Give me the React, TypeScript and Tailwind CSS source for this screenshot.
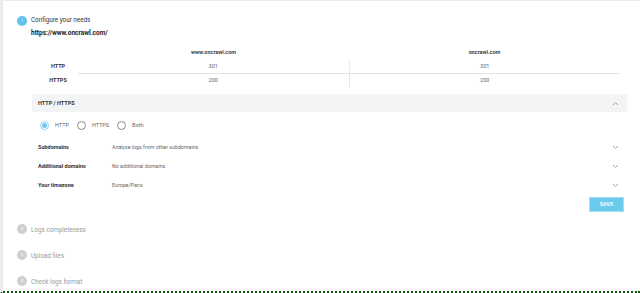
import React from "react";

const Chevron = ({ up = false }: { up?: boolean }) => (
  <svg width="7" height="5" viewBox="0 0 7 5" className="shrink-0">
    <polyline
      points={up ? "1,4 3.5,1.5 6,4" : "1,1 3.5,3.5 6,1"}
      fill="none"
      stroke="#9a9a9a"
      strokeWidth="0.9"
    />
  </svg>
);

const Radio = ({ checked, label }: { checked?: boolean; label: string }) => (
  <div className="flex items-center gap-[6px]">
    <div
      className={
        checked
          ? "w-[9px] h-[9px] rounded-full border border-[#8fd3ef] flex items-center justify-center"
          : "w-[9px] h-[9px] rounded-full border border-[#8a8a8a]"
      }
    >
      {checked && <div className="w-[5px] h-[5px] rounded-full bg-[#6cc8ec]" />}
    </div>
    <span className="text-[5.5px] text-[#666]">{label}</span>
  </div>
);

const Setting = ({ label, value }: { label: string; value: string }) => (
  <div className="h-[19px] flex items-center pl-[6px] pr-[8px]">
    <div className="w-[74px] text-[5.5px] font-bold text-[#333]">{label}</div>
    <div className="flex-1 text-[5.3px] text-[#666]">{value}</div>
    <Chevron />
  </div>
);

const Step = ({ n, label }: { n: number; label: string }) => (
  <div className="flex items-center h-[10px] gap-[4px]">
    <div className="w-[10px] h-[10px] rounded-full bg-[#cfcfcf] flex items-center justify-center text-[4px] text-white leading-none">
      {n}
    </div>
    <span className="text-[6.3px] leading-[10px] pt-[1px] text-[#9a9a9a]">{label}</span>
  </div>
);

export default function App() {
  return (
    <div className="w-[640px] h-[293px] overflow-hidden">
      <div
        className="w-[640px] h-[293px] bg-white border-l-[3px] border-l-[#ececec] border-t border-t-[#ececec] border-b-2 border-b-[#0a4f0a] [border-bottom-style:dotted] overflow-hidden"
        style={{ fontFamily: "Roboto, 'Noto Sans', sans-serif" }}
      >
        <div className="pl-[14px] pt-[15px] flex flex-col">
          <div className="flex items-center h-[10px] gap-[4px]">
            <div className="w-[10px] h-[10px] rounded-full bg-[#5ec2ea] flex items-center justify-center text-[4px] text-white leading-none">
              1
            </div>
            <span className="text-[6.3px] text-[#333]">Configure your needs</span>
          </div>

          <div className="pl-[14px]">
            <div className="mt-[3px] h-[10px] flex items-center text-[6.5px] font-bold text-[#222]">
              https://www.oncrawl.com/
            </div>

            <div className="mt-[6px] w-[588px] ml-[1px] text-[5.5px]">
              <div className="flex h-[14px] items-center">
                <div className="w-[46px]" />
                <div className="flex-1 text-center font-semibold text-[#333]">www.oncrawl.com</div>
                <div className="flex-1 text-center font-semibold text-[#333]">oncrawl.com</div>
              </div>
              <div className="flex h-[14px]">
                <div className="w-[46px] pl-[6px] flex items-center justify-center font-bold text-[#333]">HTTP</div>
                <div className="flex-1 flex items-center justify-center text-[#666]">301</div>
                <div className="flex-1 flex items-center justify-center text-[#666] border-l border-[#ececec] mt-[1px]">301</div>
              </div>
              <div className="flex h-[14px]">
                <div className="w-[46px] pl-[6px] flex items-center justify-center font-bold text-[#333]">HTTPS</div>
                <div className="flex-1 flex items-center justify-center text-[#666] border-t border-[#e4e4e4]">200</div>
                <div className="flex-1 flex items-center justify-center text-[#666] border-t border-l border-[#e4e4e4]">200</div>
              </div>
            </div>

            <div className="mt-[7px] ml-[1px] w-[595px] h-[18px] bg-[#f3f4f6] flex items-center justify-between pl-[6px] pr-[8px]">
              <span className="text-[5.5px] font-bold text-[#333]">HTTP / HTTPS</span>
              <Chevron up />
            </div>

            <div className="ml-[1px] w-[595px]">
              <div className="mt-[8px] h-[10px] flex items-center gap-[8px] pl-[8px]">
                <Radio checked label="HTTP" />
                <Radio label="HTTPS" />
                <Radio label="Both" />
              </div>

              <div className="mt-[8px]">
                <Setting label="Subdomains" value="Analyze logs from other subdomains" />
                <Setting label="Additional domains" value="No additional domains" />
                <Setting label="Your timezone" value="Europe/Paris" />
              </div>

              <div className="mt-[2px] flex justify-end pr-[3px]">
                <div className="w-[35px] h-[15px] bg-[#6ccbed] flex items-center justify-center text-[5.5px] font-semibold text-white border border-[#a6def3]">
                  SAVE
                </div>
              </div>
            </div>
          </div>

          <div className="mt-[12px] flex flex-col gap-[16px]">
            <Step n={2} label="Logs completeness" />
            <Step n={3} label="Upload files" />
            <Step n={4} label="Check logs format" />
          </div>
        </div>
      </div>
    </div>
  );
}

________

* What the task requires
Transcribe exactly, with no pictures, the lines running from the first line of the material through the line holding "import React from".

* Solution to this task
Give me the React, TypeScript and Tailwind CSS source for this screenshot.
import React from "react";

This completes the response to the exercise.